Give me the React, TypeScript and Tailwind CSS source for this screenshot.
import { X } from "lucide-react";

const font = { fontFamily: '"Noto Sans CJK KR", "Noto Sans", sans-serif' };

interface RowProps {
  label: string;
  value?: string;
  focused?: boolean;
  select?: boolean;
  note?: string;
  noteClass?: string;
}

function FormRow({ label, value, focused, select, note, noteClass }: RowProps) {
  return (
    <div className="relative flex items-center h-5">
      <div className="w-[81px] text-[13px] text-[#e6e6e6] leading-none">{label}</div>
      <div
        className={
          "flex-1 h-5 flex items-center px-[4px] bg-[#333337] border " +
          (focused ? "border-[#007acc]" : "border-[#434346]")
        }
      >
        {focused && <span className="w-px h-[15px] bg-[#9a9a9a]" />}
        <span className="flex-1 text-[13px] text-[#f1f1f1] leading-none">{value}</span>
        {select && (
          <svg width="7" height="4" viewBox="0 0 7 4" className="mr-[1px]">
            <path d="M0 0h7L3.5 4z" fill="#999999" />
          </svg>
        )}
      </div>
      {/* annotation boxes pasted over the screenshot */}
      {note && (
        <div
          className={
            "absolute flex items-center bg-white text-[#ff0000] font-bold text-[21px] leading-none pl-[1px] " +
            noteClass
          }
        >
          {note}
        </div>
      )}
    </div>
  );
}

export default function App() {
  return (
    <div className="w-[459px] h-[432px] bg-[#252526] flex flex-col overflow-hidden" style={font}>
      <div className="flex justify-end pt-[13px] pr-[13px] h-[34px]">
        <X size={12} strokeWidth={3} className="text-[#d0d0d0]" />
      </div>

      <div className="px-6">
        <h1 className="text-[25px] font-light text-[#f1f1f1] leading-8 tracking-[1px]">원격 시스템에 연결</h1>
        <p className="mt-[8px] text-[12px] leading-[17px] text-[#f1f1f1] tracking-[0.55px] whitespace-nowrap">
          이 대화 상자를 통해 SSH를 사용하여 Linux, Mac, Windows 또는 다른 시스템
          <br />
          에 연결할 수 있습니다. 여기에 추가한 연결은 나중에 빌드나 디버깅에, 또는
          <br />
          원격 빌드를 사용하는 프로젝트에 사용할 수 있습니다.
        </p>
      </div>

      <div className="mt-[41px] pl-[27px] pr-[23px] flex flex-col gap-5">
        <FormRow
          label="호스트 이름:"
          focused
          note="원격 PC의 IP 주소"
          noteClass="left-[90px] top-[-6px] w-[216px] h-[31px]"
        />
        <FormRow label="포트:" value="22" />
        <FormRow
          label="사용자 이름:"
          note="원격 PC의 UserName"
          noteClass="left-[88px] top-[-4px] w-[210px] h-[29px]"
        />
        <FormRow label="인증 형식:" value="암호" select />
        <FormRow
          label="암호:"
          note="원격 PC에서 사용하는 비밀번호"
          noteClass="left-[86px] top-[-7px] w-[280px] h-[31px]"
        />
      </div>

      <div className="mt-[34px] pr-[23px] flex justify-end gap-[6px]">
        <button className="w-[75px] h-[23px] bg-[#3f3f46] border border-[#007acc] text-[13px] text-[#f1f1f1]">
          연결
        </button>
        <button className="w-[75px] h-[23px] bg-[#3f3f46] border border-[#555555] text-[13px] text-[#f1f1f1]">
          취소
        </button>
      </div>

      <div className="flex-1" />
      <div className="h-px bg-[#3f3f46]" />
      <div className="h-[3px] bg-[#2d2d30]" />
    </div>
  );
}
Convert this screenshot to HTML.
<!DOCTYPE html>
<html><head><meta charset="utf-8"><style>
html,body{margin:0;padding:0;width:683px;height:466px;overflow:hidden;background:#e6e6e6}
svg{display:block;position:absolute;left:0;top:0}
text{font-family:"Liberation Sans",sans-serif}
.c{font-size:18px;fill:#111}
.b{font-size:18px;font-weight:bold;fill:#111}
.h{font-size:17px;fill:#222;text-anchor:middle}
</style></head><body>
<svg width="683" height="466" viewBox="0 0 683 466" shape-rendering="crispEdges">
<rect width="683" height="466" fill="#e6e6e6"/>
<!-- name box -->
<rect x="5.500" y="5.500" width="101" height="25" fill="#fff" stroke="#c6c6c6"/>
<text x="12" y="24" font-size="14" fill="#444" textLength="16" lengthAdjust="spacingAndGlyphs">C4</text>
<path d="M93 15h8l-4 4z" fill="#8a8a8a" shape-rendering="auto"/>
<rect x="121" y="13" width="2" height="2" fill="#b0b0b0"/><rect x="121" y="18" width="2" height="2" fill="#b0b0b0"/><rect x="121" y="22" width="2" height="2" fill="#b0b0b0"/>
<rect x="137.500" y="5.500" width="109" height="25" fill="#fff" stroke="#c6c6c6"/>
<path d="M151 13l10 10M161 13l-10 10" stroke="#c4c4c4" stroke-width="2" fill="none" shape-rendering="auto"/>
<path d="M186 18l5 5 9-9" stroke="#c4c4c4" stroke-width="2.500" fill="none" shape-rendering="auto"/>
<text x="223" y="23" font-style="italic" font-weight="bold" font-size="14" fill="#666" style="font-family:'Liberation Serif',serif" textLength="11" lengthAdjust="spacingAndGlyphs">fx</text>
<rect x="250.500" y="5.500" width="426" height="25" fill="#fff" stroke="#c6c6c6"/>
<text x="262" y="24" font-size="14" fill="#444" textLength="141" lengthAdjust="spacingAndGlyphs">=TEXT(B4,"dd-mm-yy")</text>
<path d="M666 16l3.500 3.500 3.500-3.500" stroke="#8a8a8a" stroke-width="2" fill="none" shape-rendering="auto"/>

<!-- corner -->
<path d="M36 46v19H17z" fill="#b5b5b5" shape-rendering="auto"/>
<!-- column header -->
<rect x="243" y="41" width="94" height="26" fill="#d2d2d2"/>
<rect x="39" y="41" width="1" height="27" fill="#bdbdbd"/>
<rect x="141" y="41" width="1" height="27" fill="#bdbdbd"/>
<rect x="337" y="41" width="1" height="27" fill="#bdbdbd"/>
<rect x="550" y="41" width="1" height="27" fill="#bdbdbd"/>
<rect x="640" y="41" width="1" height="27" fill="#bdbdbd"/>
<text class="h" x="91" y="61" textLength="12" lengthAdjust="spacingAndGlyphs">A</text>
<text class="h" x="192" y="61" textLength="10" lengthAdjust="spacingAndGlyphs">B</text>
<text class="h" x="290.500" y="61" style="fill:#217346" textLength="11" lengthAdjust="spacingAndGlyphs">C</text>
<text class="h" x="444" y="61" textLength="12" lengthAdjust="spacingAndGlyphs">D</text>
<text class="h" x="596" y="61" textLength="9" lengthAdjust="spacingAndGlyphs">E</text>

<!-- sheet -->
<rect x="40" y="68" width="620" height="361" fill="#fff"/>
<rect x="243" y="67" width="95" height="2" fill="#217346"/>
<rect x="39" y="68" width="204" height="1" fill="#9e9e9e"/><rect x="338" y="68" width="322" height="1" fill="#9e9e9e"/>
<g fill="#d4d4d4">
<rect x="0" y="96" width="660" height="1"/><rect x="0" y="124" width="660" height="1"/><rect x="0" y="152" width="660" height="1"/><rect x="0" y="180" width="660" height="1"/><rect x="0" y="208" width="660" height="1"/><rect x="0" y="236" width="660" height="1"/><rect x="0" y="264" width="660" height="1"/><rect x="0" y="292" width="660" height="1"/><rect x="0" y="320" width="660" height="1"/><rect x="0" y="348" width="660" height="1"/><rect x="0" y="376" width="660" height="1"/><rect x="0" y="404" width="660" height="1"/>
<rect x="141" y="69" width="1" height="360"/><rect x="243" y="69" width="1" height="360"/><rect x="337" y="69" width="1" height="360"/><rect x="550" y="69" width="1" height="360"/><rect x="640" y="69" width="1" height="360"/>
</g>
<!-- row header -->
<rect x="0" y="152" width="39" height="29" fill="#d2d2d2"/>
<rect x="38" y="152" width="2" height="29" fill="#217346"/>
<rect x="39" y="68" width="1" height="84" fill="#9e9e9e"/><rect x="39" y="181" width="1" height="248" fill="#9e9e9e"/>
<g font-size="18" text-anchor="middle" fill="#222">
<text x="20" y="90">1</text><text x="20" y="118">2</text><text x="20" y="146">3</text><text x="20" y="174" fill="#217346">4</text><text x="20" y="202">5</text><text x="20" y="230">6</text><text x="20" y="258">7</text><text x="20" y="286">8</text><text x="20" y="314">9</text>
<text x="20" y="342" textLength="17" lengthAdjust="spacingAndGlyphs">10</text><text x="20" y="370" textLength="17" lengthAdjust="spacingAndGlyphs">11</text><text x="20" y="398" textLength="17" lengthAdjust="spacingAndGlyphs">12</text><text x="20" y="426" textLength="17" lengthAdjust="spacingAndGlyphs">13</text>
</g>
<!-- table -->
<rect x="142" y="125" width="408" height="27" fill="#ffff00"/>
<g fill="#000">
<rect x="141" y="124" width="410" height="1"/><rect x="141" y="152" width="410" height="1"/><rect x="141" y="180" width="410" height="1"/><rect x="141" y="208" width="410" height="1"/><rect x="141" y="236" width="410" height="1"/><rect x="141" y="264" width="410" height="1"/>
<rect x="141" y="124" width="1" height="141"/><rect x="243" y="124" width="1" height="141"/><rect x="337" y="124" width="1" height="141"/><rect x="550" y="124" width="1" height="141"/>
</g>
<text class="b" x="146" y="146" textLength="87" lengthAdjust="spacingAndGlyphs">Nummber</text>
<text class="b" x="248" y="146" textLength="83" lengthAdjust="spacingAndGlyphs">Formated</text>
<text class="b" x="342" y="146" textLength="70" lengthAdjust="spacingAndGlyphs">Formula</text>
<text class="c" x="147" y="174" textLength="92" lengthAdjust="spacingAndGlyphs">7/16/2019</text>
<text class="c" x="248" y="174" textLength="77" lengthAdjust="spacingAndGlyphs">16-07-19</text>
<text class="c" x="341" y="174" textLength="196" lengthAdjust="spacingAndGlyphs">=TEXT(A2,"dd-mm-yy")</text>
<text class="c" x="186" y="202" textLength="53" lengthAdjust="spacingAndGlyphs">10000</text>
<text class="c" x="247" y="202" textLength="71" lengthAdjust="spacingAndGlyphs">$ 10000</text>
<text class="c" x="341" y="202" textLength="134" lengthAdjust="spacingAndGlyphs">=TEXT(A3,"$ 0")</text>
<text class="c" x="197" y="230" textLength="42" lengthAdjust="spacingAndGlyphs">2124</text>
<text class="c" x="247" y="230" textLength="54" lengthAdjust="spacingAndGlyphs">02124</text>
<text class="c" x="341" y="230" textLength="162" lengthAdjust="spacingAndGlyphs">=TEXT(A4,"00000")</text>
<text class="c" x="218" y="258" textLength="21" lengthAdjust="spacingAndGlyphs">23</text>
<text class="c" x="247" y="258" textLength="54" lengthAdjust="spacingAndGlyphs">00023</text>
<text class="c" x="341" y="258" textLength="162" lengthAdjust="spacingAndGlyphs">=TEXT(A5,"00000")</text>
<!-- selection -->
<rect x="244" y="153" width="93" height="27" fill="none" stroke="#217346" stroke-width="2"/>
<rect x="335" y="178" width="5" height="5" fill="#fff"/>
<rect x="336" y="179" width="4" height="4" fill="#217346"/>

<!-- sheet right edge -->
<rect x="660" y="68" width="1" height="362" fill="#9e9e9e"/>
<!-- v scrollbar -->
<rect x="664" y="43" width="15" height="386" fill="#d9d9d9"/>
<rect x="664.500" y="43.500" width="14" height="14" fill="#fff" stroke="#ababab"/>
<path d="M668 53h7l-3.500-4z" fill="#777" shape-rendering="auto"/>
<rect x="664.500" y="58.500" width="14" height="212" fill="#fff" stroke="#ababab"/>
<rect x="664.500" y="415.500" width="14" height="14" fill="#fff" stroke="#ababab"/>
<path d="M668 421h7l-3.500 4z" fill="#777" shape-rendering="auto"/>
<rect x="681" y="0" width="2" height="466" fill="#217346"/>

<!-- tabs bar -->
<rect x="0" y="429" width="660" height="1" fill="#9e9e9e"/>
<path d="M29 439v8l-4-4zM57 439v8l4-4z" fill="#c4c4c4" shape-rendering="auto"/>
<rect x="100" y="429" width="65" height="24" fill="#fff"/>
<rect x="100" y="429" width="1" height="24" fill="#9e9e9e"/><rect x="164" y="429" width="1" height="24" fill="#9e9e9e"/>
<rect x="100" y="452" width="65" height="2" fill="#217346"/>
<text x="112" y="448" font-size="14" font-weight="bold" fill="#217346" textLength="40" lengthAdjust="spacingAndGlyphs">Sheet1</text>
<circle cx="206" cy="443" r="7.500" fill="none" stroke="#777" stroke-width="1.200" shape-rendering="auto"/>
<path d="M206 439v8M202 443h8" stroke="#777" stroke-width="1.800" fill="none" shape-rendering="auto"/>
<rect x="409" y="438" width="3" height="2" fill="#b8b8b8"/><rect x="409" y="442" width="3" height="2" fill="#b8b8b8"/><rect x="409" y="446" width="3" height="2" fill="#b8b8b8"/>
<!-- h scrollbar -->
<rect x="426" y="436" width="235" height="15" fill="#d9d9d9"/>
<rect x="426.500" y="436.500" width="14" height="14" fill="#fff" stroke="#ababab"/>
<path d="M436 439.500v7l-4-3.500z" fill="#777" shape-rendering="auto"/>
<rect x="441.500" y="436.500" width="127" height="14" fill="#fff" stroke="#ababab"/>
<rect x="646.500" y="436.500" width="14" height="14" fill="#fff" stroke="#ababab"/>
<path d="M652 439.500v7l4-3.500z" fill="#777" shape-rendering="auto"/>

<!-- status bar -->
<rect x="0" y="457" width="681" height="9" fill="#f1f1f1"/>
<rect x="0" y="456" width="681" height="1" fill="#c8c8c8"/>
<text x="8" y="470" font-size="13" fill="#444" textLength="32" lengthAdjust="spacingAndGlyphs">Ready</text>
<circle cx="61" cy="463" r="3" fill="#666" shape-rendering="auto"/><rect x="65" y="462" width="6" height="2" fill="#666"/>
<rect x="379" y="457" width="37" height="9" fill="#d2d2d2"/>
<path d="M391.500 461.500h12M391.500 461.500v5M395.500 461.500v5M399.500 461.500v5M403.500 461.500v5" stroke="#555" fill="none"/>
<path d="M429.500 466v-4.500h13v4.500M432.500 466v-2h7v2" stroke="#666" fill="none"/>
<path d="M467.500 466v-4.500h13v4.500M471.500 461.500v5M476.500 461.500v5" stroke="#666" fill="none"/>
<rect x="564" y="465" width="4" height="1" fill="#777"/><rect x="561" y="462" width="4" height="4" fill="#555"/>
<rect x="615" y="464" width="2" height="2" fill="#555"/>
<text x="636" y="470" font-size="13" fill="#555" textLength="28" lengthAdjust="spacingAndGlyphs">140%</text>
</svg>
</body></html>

Task directions
Which lines hold the word "this"? Copy each of them from the records.

Output
Give me the React, TypeScript and Tailwind CSS source for this screenshot.
Convert this screenshot to HTML.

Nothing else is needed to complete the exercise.